The international community must develop a more reasoned, morally based decision-making process that is beyond national self-interest. The emotional response of "we must do something" is an inadequate mission statement for a commander in the field.
A clear mandate is something that all military men ask for, but it is rarely forthcoming. When I entered Bosnia in charge of the UN force in 1994, I had to pluck from the often contradictory UN resolutions my own mission statement: to sustain the people of Bosnia amid a three-sided civil war; to try to bring about the conditions necessary for a peace deal; and to contain the conflict to Bosnia.

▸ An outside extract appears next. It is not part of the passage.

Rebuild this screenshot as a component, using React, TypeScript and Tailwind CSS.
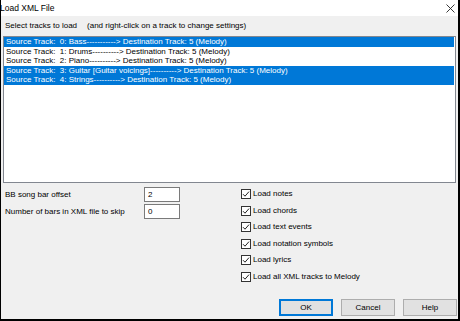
const tracks = [
  { text: "Source Track:  0: Bass-----------> Destination Track: 5 (Melody)", selected: true },
  { text: "Source Track:  1: Drums----------> Destination Track: 5 (Melody)", selected: false },
  { text: "Source Track:  2: Piano----------> Destination Track: 5 (Melody)", selected: false },
  { text: "Source Track:  3: Guitar [Guitar voicings]----------> Destination Track: 5 (Melody)", selected: true },
  { text: "Source Track:  4: Strings----------> Destination Track: 5 (Melody)", selected: true },
];

const options = [
  "Load notes",
  "Load chords",
  "Load text events",
  "Load notation symbols",
  "Load lyrics",
  "Load all XML tracks to Melody",
];

const CheckBox = () => (
  <svg width="10" height="10" viewBox="0 0 10 10" className="shrink-0">
    <rect x="0.5" y="0.5" width="9" height="9" fill="#fff" stroke="#333" />
    <path d="M2 5.2 L4 7.2 L8 2.6" fill="none" stroke="#222" strokeWidth="1" />
  </svg>
);

export default function App() {
  return (
    <div className="w-[460px] h-[321px] bg-[#f0f0f0] border-l border-r-2 border-b-2 border-black flex flex-col text-black font-['Liberation_Sans',Arial,sans-serif] text-[8px] leading-[10px]">
      {/* Title bar */}
      <div className="h-[16px] bg-white flex items-center justify-between shrink-0">
        <span className="text-[8.5px] -ml-[1px]">Load XML File</span>
        <svg width="9" height="9" viewBox="0 0 9 9" className="mr-[3px]">
          <path d="M0.5 0.5 L8.5 8.5 M8.5 0.5 L0.5 8.5" stroke="#222" strokeWidth="0.9" />
        </svg>
      </div>

      <div className="flex-1 flex flex-col px-[2px]">
        <div className="mt-[5px] pl-[2px] flex whitespace-pre">
          <span>Select tracks to load</span>
          <span className="ml-[10px]">(and right-click on a track to change settings)</span>
        </div>

        {/* Track list */}
        <div className="mt-[5px] h-[147px] border border-[#828790] bg-white pr-[1px]">
          {tracks.map((t, i) => (
            <div
              key={i}
              className={
                "h-[9.5px] leading-[9.5px] pl-[2px] whitespace-pre " +
                (t.selected ? "bg-[#0078d7] text-white" : "")
              }
            >
              {t.text}
            </div>
          ))}
        </div>

        <div className="flex-1 flex">
          {/* Offsets */}
          <div className="w-[238px] pt-[4px] flex flex-col gap-[2px]">
            <div className="flex items-center h-[15px]">
              <span className="w-[141px] pl-[2px]">BB song bar offset</span>
              <div className="w-[36px] h-[15px] border border-[#7a7a7a] bg-white pl-[3px] flex items-center">2</div>
            </div>
            <div className="flex items-center h-[15px]">
              <span className="w-[141px] pl-[2px]">Number of bars in XML file to skip</span>
              <div className="w-[36px] h-[15px] border border-[#7a7a7a] bg-white pl-[3px] flex items-center">0</div>
            </div>
          </div>

          {/* Load options */}
          <div className="pt-[3px] flex flex-col">
            {options.map((o) => (
              <div key={o} className="h-[16.5px] flex items-center gap-[2px]">
                <CheckBox />
                <span>{o}</span>
              </div>
            ))}
          </div>
        </div>

        {/* Buttons */}
        <div className="flex justify-end gap-[8px] pb-[3px] -mr-[1px]">
          <button className="w-[54px] h-[17px] bg-[#e1e1e1] border-2 border-[#0078d7]">OK</button>
          <button className="w-[54px] h-[17px] bg-[#e1e1e1] border border-[#adadad]">Cancel</button>
          <button className="w-[54px] h-[17px] bg-[#e1e1e1] border border-[#adadad]">Help</button>
        </div>
      </div>
    </div>
  );
}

If judged against these tasks, the mission succeeded. We sustained 2.7 million people, the casualty rate dropped from 130,000 in 1992 to 3,000 in 1994, we halted the genocide, created the conditions for peace and contained the conflict within Bosnia. That the opportunities for peace were ignored by Bosnia's leaders can scarcely be blamed on the UN.
One of the most incorrect and dangerous lessons that is still being drawn from our experience in Bosnia is the assertion that Nato delivered the Dayton peace agreement by bombing the Serbs in 1995 - the inference being that bombing would work in Kosovo. Nothing could be further from the truth. Dayton was delivered over a lengthy time by a combination of political and military events.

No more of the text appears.